Monopolies and their precious patent system are easily identifiable cruxes to the cost of living with health issues in the U.S. As an individual with Crohn’s Disease, AbbVie’s patented Humira was an option for my treatment after diagnosis. I’m glad I didn’t take it. After 2019, Americans spent 1.4 billion more on Humira the following year due to net price hikes. Individuals paid approximately 10 percent more for Humira year to year. Monopolies and the patent system that platforms them are long due a remodel.
Biden’s Build Back Better framework promises a plan to leverage drug prices lower through going to war with monopolies. The Biden administration’s plan of attack consists of limiting market exclusivity for small molecule drugs to nine years and complex biologics to 12 years. After this interim protection, the 10 most expensive drugs in the U.S. will be subject to price negotiations that will conclude in 2023 and agreed post-negotiation prices will internalize in the marketplace by 2025. To promote negotiation, drug companies that refuse to come to the table and offer reasonable prices for consumers will owe an excise tax. In this case, an excise tax is a type of flat tax imposed on the sale of each additional pharmaceutical unit operating above the preferable price-ceiling.
The problem with the Biden administration’s plan is that it focuses on punishing monopolies rather than the greater goal of opening the drug market to competitors. Excise taxes to dissuade sales above a certain price result in deadweight loss for the economy. While putting a fixed limit on market exclusivity for pharmaceuticals is a correct first step to lower America’s high drug prices, levying a tax on monopolies is not productive. The Biden administration needs to focus less on taxes and more on eliminating barriers to entry into the realm of pharmaceuticals. Competition is the true solution to overpriced drugs.
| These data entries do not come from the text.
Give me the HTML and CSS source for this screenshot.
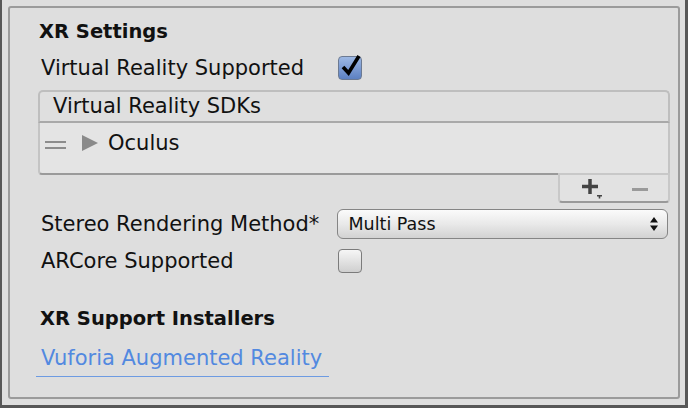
FILE: index.html
```html
<!DOCTYPE html>
<html>
<head>
<meta charset="utf-8">
<link rel="stylesheet" href="styles.css">
</head>
<body>
<div class="frame">
  <div class="panel">
    <div class="title t1">XR Settings</div>
    <div class="row r-vr">
      <span class="label">Virtual Reality Supported</span>
      <span class="checkbox checked">
        <svg class="check" width="22" height="26" viewBox="0 0 22 26"><path d="M3 15 L8.5 21 L19 4" fill="none" stroke="#000" stroke-width="3.6" stroke-linejoin="miter" stroke-linecap="butt"/></svg>
      </span>
    </div>
    <div class="list">
      <div class="list-head">Virtual Reality SDKs</div>
      <div class="list-body">
        <div class="item">
          <span class="handle"></span>
          <svg class="tri" width="16" height="16" viewBox="0 0 16 16"><path d="M0 0 L16 8 L0 16 Z" fill="#8a8a8a"/></svg>
          <span class="item-name">Oculus</span>
        </div>
      </div>
      <div class="list-foot-wrap">
        <div class="list-foot">
          <span class="btn plus">
            <svg width="22" height="22" viewBox="0 0 22 22"><path d="M0 7.5 H16 M8 0 V15" stroke="#444" stroke-width="3.5" fill="none"/><path d="M15 16 H20 V17.5 H18.3 V19.5 H16.7 V17.5 H15 Z" fill="#444"/></svg>
          </span>
          <span class="btn minus"></span>
        </div>
      </div>
    </div>
    <div class="row r-stereo">
      <span class="label">Stereo Rendering Method*</span>
      <span class="dropdown">
        <span class="dd-text">Multi Pass</span>
        <svg class="dd-arrows" width="8" height="14" viewBox="0 0 8 14"><path d="M4 0 L8 5.5 H0 Z M4 14 L8 8.5 H0 Z" fill="#111"/></svg>
      </span>
    </div>
    <div class="row r-ar">
      <span class="label">ARCore Supported</span>
      <span class="checkbox"></span>
    </div>
    <div class="title t2">XR Support Installers</div>
    <div class="link">Vuforia Augmented Reality</div>
  </div>
</div>
</body>
</html>
```

FILE: styles.css
```css
html, body {
  margin: 0;
  padding: 0;
}
body {
  width: 688px;
  height: 408px;
  overflow: hidden;
  background: #dedede;
  font-family: "DejaVu Sans", sans-serif;
  color: #111;
}
.frame {
  box-sizing: border-box;
  width: 688px;
  height: 408px;
  border-left: 2px solid #575757;
  border-right: 3px solid #575757;
  border-bottom: 3px solid #575757;
  background: #dedede;
  padding: 6px 0 0 6px;
}
.panel {
  box-sizing: border-box;
  width: 672px;
  height: 393px;
  border: 2px solid #9b9b9b;
  border-radius: 3px;
  padding-left: 29px;
  padding-right: 10px;
}
.title {
  font-weight: bold;
  font-size: 19.5px;
  height: 30px;
  line-height: 30px;
}
.t1 { margin-top: 9px; }
.row {
  display: flex;
  align-items: center;
  font-size: 21px;
}
.label {
  width: 297px;
  padding-left: 2px;
  white-space: nowrap;
}
.r-vr { height: 30px; margin-top: 6px; }
.checkbox {
  box-sizing: border-box;
  width: 24px;
  height: 24px;
  border: 1px solid #7b7b7b;
  border-radius: 4px;
  background: linear-gradient(#f6f6f6, #cfcfcf);
  position: relative;
}
.checked {
  background: linear-gradient(#9db8e4, #5c80c2);
  border-color: #6c7a92;
}
.check {
  position: absolute;
  left: 1px;
  top: -5px;
}
.list {
  margin-top: 7px;
  width: 632px;
  margin-left: -1px;
}
.list-head {
  box-sizing: border-box;
  height: 33px;
  border: 2px solid #bebebe;
  border-bottom: 2px solid #a9a9a9;
  border-radius: 5px 5px 0 0;
  background: #dfdfdf;
  padding-left: 13px;
  font-size: 21px;
  line-height: 29px;
}
.list-body {
  box-sizing: border-box;
  height: 52px;
  border: 2px solid #c4c4c4;
  border-top: 0;
  border-bottom: 2px solid #9a9a9a;
  border-radius: 0 0 0 4px;
  background: #e4e4e4;
}
.item {
  display: flex;
  align-items: center;
  height: 40px;
  padding-left: 5px;
}
.handle {
  width: 21px;
  height: 8px;
  border-top: 2px solid #8c8c8c;
  border-bottom: 2px solid #8c8c8c;
  box-sizing: border-box;
  margin-top: 4px;
}
.tri { margin-left: 16px; }
.item-name {
  margin-left: 10px;
  font-size: 21px;
}
.list-foot-wrap {
  display: flex;
  justify-content: flex-end;
}
.list-foot {
  box-sizing: border-box;
  width: 112px;
  height: 30px;
  margin-top: -2px;
  border: 2px solid #c8c8c8;
  border-top: 2px solid #c8c8c8;
  border-bottom: 2px solid #999;
  border-radius: 0 0 4px 4px;
  background: #e2e2e2;
  display: flex;
  align-items: center;
  padding-left: 22px;
}
.btn { display: block; }
.plus { width: 22px; height: 22px; margin-top: 3px; }
.minus {
  width: 16px;
  height: 3px;
  background: #9a9a9a;
  margin-left: 28px;
  margin-top: 2px;
}
.r-stereo { height: 30px; margin-top: 6px; }
.dropdown {
  box-sizing: border-box;
  width: 332px;
  height: 30px;
  margin-left: -1px;
  border: 1px solid #858585;
  border-radius: 6px;
  background: linear-gradient(#fbfbfb, #e9e9e9 50%, #d2d2d2);
  display: flex;
  align-items: center;
  justify-content: space-between;
  padding: 0 9px 0 11px;
}
.dd-text { font-size: 17.5px; }
.r-ar { height: 31px; margin-top: 6px; }
.t2 { margin-top: 27px; height: 31px; line-height: 31px; padding-left: 1px; }
.link {
  margin-top: 9px;
  margin-left: -3px;
  width: 293px;
  box-sizing: border-box;
  height: 34px;
  line-height: 31px;
  padding-left: 5px;
  font-size: 21px;
  color: #5289e0;
  border-bottom: 1px solid #6d9be2;
}
```
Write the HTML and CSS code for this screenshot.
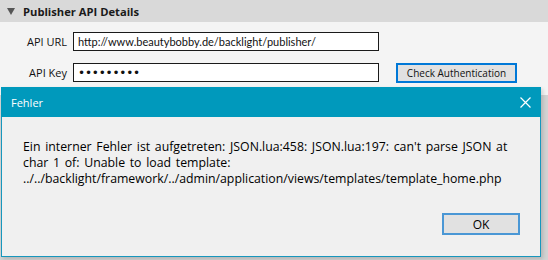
FILE: index.html
```html
<!DOCTYPE html>
<html lang="de">
<head>
    <meta charset="UTF-8">
    <title>Publisher API Details</title>
    <link rel="stylesheet" href="styles.css">
</head>
<body>
    <div class="panel">
        <div class="panel-head">
            <span class="arrow"></span>
            <span class="panel-title">Publisher API Details</span>
        </div>
        <div class="panel-body">
            <div class="form-row">
                <label for="api-url">API URL</label>
                <input type="text" id="api-url" value="http://www.beautybobby.de/backlight/publisher/">
            </div>
            <div class="form-row">
                <label for="api-key">API Key</label>
                <input type="password" id="api-key" value="123456789">
                <button class="check-btn">Check Authentication</button>
            </div>
        </div>
        <div class="panel-next"></div>
    </div>

    <div class="dialog">
        <div class="dialog-title">
            <span>Fehler</span>
            <svg class="close" width="11" height="11" viewBox="0 0 11 11">
                <path d="M0.5 0.5 L10.5 10.5 M10.5 0.5 L0.5 10.5" stroke="#fff" stroke-width="1.2" fill="none"/>
            </svg>
        </div>
        <div class="dialog-body">
            <p class="message">Ein interner Fehler ist aufgetreten: JSON.lua:458: JSON.lua:197: can't parse JSON at char 1 of: Unable to load template: ../../backlight/framework/../admin/application/views/templates/template_home.php</p>
            <div class="dialog-actions">
                <button class="ok-btn">OK</button>
            </div>
        </div>
    </div>
</body>
</html>
```

FILE: styles.css
```css
* {
    margin: 0;
    padding: 0;
    box-sizing: border-box;
    font-family: "Open Sans", "Noto Sans", sans-serif;
}

body {
    background-color: #f4f4f4;
    width: 548px;
    height: 260px;
    overflow: hidden;
    position: relative;
}

.panel-head {
    display: flex;
    align-items: center;
    height: 22px;
    padding-left: 7px;
    background: #d9d9d9;
}

.arrow {
    width: 0;
    height: 0;
    border-left: 4px solid transparent;
    border-right: 4px solid transparent;
    border-top: 7px solid #555;
    margin-right: 8px;
}

.panel-title {
    font-size: 11.2px;
    font-weight: bold;
    color: #1a1a1a;
}

.panel-body {
    padding-top: 10px;
    height: 73px;
}

.form-row {
    display: flex;
    align-items: center;
    height: 19px;
    margin-bottom: 12px;
}

.form-row label {
    width: 67px;
    text-align: right;
    margin-right: 6px;
    font-size: 11px;
    color: #111;
}

.form-row input {
    width: 306px;
    height: 19px;
    border: 1px solid #1a1a1a;
    background: #fff;
    padding: 0 4px;
    font-family: "Lato", sans-serif;
    font-size: 11px;
    color: #111;
    outline: none;
}

.form-row input[type="password"] {
    font-family: "DejaVu Sans", sans-serif;
    font-size: 12px;
    letter-spacing: -0.2px;
}

.check-btn {
    margin-left: 17px;
    width: 121px;
    height: 20px;
    border: 2px solid #0078d7;
    background: #e1e1e1;
    font-size: 10px;
    color: #111;
}

.panel-next {
    height: 165px;
    background: #d3d3d3;
}

.dialog {
    position: absolute;
    left: 1px;
    top: 87px;
    width: 540px;
    height: 170px;
    background: #f0f0f0;
    border: 1px solid #1797bd;
    border-top: none;
    box-shadow: 2px 2px 4px rgba(0,0,0,0.15);
}

.dialog-title {
    display: flex;
    justify-content: space-between;
    align-items: center;
    height: 30px;
    padding: 0 10px;
    margin: 0 -1px;
    background: #0099bc;
    color: #fff;
    font-size: 11px;
}

.dialog-body {
    padding: 22px 20px 0 21px;
}

.message {
    font-size: 12.3px;
    line-height: 16px;
    word-spacing: 1.5px;
    color: #000;
    height: 74px;
}

.dialog-actions {
    display: flex;
    justify-content: flex-end;
}

.ok-btn {
    width: 78px;
    height: 22px;
    border: 2px solid #4a97d5;
    background: #e1e1e1;
    font-size: 12px;
    color: #000;
}
```
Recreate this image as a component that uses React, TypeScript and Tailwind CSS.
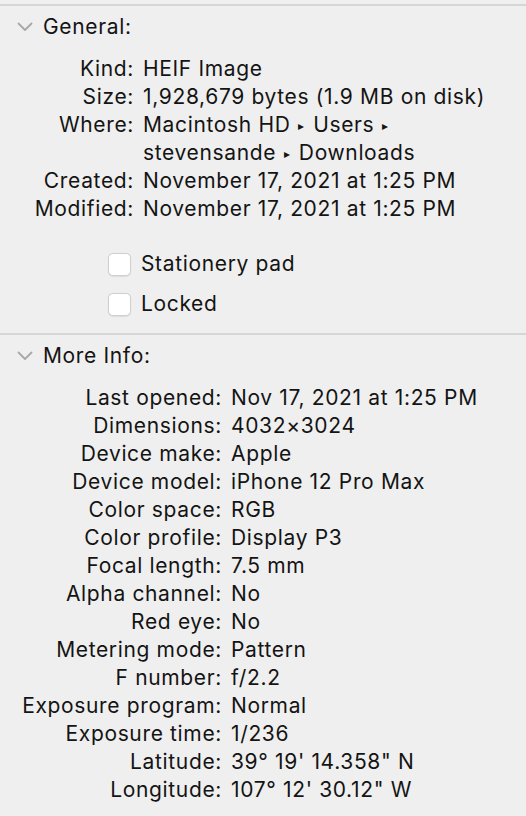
import React from "react";

const font = { fontFamily: "Inter, 'Liberation Sans', sans-serif" };

function Chevron() {
  return (
    <svg width="16" height="10" viewBox="0 0 16 10" className="shrink-0">
      <path d="M1.5 1.5 L8 8 L14.5 1.5" fill="none" stroke="#a8a8a8" strokeWidth="1.8" strokeLinecap="round" strokeLinejoin="round" />
    </svg>
  );
}

function Header({ title }: { title: string }) {
  return (
    <div className="flex items-center h-[42px] mb-[6px] pl-[17px]">
      <Chevron />
      <span className="ml-[10px]">{title}</span>
    </div>
  );
}

function Row({ label, value, lw }: { label: string; value: React.ReactNode; lw: string }) {
  return (
    <div className="flex h-[28px] items-center whitespace-nowrap pt-[1px]">
      <div className={`${lw} text-right shrink-0`}>{label}</div>
      <div className="ml-[9px]">{value}</div>
    </div>
  );
}

function Check({ label }: { label: string }) {
  return (
    <div className="flex items-center h-[28px] pl-[108px]">
      <div className="w-[23px] h-[23px] rounded-[5px] border border-[#cfcfcf] bg-white shadow-[0_0.5px_1px_rgba(0,0,0,0.08)]" />
      <span className="ml-[10px]">{label}</span>
    </div>
  );
}

const Tri = () => <span className="text-[12px] mx-[8px] relative top-[-2px]">▸</span>;

export default function App() {
  const g = "w-[134px]";
  const m = "w-[222px]";
  return (
    <div className="w-[526px] h-[816px] bg-[#efefef] overflow-hidden text-[21px] text-[#141414] tracking-[0.65px]" style={font}>
      <div className="h-[4px]" />
      <div className="h-[2px] bg-[#d6d6d6]" />
      <Header title="General:" />
      <Row lw={g} label="Kind:" value="HEIF Image" />
      <Row lw={g} label="Size:" value="1,928,679 bytes (1.9 MB on disk)" />
      <Row lw={g} label="Where:" value={<span>Macintosh HD<Tri />Users<Tri /></span>} />
      <Row lw={g} label="" value={<span>stevensande<Tri />Downloads</span>} />
      <Row lw={g} label="Created:" value="November 17, 2021 at 1:25 PM" />
      <Row lw={g} label="Modified:" value="November 17, 2021 at 1:25 PM" />
      <div className="h-[28px]" />
      <div className="flex flex-col gap-[12px]">
        <Check label="Stationery pad" />
        <Check label="Locked" />
      </div>
      <div className="h-[15px]" />
      <div className="h-[2px] bg-[#d6d6d6]" />
      <Header title="More Info:" />
      <Row lw={m} label="Last opened:" value="Nov 17, 2021 at 1:25 PM" />
      <Row lw={m} label="Dimensions:" value="4032×3024" />
      <Row lw={m} label="Device make:" value="Apple" />
      <Row lw={m} label="Device model:" value="iPhone 12 Pro Max" />
      <Row lw={m} label="Color space:" value="RGB" />
      <Row lw={m} label="Color profile:" value="Display P3" />
      <Row lw={m} label="Focal length:" value="7.5 mm" />
      <Row lw={m} label="Alpha channel:" value="No" />
      <Row lw={m} label="Red eye:" value="No" />
      <Row lw={m} label="Metering mode:" value="Pattern" />
      <Row lw={m} label="F number:" value="f/2.2" />
      <Row lw={m} label="Exposure program:" value="Normal" />
      <Row lw={m} label="Exposure time:" value="1/236" />
      <Row lw={m} label="Latitude:" value={"39° 19' 14.358\" N"} />
      <Row lw={m} label="Longitude:" value={"107° 12' 30.12\" W"} />
    </div>
  );
}
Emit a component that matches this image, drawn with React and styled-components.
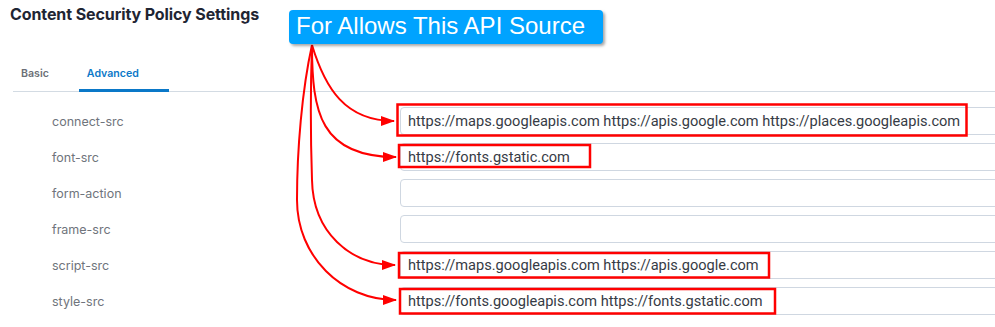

The Food and Drug Administration says it themselves — “the overall cost of prescription drugs is reduced by faster generic approval times.” More substitutes for big brand names equals lower prescriptions cost for consumers. Sounds simple enough, but it is not.
Therein lies the current crux of our inflated drug prices — the FDA’s approval of generics is overtly rigorous and slow. Consolidation of firms within pharma has “reduced the ranks of companies willing to purchase and distribute generics.” So, even if the FDA flooded generics into the marketplace, these drugs wouldn't necessarily be adopted by medical providers — due to many things — one being unspoken collusion. In 2019, 157 injectable generics approved by the FDA two years prior still hadn’t reached the marketplace. Charles Silver and David Hyman from the Cato Institute attribute this occurrence of idleness to long approval processes and tall costs of integrating within an industry opposed to noval additions. Many makers of generics simply sit on their FDA approvals as research and development costs are too high to begin their operations. With all this gatekeeping and initial overhead, perhaps the patent system should be eliminated altogether.
A solution to providing safe passage for start-ups in pharma while circumnavigating high research and development costs is a prize system in place of the current patent system. A well-developed prize regime would operate post FDA approval. After compliance is reached, barriers are moot and all interested companies are available to bring the drug — via approved processes — to market, encouraging competition. The government would match a percentage of research and development costs for the approved drug. The cash value of the subsidy for sanctioned drugs will be multiplied by need basis. For instance, the subsidy for new competitors entering the insulin market will be greater than other markets where demand is not as immediate. Moreover, pioneering pharmaceuticals will be equally rewarded, keeping innovation at the forefront of this policy’s mind.
As a Hayekian believer in free-market capitalism, I’ll be the first to say a system operating on a subsidy is just as suspect as one set to the tune of a tax. But, I am holding out hope. There is a bet to be made with this prize system. With clear receipts of government outlays that are available for public scrutiny, Americans can clearly measure their respective cost to benefit ratio. Silver and Hyman express similar sentiments for a prize system opposed to a patent, saying that “it seems better to use the tax system to fund prizes rather than to use the patent system to impose cost.” Furthermore — within a prize system funded by a tax — costs “fall on consumers, insured populations, and taxpayers. Taxing people to fund prizes is simpler, more straightforward, and fair.”
A prize system to regulate our prescription-drug system should be given a chance by American taxpayers. I recognize a prize system isn’t the end all be all. The federal government still needs extensive antitrust enforcement when it comes to policing price hiking collusion among the pharma industry. Moreover, the FDA needs to be kicked into high gear to spur competition, approving generics post brand name approval. With the above resolved and American taxpayers willing to take the plunge, a prize system to replace our patent system is not an astronomical aim. A prize system would lower prescription drug prices and relinquish Americans from playing patron to price-mulish monopolies.